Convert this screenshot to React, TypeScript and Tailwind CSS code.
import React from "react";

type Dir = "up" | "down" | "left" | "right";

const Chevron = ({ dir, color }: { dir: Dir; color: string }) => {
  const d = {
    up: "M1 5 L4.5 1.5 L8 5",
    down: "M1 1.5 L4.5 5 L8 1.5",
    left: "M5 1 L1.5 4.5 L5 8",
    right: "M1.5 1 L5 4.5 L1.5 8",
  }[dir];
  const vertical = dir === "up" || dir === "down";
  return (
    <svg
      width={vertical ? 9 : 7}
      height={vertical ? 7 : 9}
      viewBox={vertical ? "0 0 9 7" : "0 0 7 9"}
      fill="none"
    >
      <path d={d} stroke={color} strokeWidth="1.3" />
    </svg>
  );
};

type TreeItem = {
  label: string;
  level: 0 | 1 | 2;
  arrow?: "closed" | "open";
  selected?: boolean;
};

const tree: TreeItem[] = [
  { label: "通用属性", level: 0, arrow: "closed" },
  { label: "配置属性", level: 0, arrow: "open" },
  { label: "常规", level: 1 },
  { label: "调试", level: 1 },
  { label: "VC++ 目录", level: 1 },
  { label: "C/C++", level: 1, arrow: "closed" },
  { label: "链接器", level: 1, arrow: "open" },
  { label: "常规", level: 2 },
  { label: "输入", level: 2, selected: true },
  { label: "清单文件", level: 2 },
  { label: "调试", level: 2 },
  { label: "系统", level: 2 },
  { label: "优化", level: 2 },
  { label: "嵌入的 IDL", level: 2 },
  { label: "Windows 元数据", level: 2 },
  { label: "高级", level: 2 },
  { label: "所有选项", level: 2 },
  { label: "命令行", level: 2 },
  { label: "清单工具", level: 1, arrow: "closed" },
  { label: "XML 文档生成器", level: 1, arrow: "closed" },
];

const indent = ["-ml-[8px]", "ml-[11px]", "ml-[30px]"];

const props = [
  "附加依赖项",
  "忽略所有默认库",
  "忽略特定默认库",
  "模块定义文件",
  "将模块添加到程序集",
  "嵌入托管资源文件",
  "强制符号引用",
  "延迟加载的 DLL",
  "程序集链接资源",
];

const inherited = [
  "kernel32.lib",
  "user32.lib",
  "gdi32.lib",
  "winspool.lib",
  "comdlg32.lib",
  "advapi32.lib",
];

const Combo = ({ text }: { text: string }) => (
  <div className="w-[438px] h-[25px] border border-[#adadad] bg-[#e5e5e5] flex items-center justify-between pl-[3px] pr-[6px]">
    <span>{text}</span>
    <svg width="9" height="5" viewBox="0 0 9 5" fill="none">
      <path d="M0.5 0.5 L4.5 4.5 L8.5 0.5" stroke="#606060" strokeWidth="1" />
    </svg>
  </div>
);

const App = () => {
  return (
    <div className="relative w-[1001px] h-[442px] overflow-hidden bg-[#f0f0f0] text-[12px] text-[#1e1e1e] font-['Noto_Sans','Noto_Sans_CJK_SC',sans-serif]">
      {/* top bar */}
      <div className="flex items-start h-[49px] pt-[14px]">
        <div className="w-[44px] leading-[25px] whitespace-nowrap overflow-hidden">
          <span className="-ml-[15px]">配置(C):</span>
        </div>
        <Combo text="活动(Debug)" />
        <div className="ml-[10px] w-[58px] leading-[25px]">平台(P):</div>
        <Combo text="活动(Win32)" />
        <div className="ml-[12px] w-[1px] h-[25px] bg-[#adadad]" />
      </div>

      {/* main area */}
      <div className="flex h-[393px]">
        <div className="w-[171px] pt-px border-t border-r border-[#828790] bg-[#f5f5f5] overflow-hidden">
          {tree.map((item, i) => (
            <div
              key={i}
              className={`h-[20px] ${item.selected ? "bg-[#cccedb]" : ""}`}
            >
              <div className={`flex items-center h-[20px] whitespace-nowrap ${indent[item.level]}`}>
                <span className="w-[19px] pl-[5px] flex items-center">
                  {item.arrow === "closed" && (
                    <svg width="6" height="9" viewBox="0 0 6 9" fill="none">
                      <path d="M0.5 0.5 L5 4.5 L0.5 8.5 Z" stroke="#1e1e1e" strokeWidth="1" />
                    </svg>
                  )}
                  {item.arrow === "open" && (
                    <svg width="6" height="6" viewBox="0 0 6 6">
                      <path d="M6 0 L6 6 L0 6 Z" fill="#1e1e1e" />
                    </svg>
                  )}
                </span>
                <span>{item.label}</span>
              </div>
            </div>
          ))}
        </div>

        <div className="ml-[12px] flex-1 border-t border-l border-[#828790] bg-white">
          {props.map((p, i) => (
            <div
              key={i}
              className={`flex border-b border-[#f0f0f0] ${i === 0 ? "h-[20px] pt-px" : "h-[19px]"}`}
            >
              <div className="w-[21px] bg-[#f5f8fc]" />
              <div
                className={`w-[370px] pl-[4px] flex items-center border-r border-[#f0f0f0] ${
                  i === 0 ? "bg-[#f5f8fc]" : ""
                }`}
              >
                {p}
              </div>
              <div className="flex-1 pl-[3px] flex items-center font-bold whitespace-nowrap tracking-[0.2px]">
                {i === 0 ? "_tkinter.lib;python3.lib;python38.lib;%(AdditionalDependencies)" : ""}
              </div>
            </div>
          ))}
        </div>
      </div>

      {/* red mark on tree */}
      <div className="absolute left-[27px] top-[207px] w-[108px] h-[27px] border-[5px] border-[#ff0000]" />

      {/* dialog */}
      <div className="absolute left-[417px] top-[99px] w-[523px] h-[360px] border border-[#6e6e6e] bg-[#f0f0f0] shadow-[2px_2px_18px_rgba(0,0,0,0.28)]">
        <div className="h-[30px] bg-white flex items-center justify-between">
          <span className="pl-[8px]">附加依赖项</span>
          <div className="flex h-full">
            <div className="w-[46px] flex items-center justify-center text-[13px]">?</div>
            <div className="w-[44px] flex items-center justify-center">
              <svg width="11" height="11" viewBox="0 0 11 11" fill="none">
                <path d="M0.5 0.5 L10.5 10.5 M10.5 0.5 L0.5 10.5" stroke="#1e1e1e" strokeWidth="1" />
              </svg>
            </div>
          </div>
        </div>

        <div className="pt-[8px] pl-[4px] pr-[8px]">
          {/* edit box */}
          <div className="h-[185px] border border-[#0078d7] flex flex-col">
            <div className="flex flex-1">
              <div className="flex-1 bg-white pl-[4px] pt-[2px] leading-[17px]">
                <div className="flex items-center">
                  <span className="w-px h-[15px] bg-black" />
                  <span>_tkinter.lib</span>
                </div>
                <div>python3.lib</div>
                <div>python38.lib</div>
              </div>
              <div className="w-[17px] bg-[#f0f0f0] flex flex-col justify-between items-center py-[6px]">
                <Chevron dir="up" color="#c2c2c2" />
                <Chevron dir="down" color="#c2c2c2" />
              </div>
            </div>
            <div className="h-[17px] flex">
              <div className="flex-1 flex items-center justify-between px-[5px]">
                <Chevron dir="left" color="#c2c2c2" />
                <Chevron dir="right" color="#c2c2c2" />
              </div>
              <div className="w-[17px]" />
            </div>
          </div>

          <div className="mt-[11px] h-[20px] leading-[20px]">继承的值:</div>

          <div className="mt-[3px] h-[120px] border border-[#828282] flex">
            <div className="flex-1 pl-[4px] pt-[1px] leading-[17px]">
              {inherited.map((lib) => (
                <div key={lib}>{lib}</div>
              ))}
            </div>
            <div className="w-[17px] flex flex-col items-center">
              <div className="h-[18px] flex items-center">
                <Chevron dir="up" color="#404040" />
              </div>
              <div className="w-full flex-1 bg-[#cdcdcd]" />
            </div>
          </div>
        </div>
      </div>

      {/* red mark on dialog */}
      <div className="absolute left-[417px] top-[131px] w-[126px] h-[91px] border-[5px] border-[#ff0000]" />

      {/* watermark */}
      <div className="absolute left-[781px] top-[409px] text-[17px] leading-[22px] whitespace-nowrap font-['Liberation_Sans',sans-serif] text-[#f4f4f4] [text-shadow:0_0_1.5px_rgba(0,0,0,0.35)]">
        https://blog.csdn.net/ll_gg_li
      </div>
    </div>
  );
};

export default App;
########
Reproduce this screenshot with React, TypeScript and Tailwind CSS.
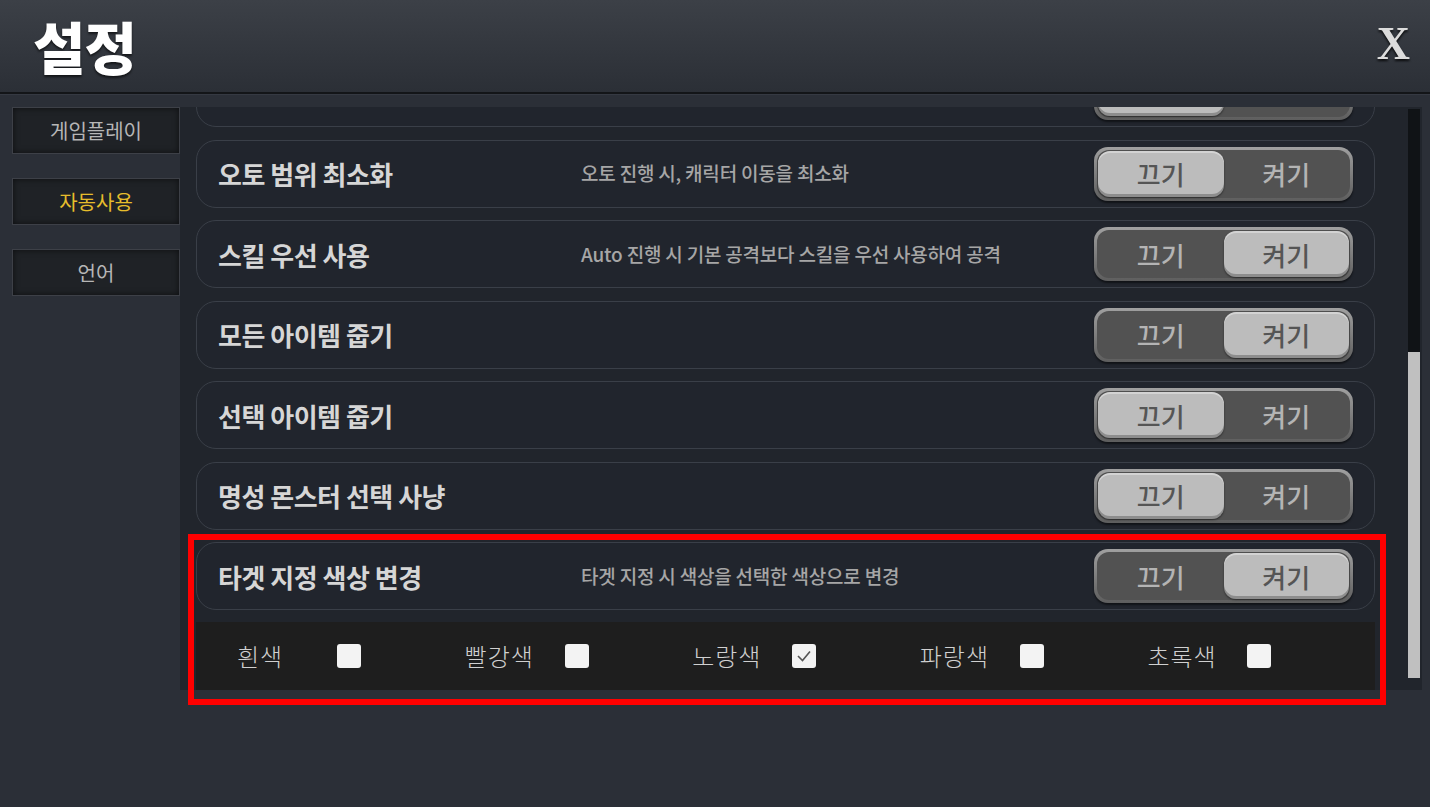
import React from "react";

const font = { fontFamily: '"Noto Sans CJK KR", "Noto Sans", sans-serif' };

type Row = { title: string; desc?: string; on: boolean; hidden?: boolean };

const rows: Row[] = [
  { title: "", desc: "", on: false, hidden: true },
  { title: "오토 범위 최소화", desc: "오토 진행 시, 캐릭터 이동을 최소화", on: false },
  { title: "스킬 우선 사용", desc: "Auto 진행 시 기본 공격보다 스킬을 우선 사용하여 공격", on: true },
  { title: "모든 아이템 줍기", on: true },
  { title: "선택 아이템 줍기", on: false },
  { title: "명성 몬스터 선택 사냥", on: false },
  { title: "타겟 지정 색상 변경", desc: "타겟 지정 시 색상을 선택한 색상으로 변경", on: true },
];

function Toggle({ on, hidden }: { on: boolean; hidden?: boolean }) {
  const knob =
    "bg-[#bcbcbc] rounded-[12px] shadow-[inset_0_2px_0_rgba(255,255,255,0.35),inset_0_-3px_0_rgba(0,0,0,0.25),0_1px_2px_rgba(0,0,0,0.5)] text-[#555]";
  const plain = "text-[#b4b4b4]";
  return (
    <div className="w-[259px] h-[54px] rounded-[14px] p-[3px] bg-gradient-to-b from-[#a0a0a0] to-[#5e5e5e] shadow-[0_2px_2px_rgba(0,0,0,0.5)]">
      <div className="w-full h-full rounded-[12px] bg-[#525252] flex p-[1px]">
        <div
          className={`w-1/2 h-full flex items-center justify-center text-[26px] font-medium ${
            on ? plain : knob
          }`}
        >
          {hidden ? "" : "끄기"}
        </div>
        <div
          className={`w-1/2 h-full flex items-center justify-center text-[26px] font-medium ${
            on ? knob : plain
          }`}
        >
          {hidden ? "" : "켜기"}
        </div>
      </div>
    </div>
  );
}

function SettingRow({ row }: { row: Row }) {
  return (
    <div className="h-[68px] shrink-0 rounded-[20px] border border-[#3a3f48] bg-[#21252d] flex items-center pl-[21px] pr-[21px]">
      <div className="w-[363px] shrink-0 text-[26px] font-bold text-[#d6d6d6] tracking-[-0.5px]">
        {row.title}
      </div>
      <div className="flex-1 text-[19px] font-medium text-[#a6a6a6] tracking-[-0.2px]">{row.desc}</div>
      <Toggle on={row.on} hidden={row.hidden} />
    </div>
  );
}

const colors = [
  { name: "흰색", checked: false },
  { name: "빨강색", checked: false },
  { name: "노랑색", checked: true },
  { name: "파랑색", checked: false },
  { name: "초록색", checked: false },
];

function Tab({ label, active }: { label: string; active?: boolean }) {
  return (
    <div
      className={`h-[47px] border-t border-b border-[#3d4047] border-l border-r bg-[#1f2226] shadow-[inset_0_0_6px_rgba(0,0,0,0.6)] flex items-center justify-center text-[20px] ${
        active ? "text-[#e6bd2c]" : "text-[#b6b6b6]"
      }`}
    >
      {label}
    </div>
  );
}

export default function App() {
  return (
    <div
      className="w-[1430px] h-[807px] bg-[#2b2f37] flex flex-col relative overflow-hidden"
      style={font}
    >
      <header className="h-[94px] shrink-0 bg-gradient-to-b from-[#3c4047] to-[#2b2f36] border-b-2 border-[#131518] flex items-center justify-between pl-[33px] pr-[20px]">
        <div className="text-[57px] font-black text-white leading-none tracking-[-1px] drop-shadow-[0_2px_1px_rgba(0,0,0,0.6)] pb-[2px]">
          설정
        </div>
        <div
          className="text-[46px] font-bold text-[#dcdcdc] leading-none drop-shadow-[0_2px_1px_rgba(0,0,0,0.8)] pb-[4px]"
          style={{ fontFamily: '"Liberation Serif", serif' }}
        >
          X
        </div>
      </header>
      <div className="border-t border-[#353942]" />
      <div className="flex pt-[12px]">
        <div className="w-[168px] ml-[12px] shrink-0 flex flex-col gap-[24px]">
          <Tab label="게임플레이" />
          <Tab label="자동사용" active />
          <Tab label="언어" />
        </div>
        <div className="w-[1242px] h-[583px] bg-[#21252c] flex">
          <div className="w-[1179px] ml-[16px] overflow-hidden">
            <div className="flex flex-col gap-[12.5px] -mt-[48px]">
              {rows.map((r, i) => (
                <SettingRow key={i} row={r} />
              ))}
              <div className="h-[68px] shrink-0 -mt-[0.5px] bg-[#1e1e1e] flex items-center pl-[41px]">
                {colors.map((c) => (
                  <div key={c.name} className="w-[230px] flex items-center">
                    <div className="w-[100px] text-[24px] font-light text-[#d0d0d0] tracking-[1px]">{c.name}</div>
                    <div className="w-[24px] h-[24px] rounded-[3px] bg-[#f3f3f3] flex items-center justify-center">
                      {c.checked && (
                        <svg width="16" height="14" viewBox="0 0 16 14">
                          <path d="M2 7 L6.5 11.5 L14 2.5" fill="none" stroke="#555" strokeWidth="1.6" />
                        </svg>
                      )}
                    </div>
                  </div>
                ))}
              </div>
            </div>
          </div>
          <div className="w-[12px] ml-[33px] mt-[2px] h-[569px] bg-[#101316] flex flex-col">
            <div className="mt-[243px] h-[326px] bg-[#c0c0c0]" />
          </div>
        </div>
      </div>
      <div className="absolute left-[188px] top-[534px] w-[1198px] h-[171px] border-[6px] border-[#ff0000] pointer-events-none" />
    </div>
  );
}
########
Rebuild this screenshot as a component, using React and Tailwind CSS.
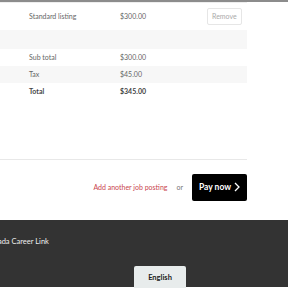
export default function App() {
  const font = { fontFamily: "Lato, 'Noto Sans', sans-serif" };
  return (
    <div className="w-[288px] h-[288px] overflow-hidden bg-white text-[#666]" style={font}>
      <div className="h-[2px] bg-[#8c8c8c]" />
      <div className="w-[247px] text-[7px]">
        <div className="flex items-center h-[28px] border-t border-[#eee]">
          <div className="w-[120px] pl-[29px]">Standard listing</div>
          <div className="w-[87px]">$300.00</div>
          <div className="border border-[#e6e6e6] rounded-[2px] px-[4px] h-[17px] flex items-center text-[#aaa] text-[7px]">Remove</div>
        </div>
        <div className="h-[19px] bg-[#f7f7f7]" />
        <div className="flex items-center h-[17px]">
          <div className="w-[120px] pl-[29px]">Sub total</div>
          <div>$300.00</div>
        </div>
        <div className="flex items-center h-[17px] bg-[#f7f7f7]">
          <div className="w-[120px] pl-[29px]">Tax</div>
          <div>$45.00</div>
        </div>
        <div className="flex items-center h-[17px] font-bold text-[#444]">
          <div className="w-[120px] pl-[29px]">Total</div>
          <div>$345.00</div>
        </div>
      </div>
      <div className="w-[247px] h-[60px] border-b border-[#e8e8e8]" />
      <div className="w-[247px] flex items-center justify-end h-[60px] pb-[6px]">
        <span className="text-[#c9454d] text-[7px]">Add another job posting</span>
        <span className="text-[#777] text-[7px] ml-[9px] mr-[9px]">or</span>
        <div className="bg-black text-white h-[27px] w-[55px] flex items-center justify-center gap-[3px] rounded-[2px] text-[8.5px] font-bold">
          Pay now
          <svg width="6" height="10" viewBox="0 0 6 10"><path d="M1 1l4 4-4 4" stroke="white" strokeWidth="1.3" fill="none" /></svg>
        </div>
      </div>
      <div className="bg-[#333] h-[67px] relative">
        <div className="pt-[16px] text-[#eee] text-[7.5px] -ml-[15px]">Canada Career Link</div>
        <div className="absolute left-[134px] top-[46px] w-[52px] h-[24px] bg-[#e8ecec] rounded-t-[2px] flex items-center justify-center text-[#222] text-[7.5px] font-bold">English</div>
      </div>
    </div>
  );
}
########
• WHAT YOU HAVE TO DO:
Go through the listing above and pull out each line containing the word "Tailwind".

• SOLVED EXERCISE:
Convert this screenshot to React, TypeScript and Tailwind CSS code.
Reproduce this screenshot with React, TypeScript and Tailwind CSS.
Rebuild this screenshot as a component, using React and Tailwind CSS.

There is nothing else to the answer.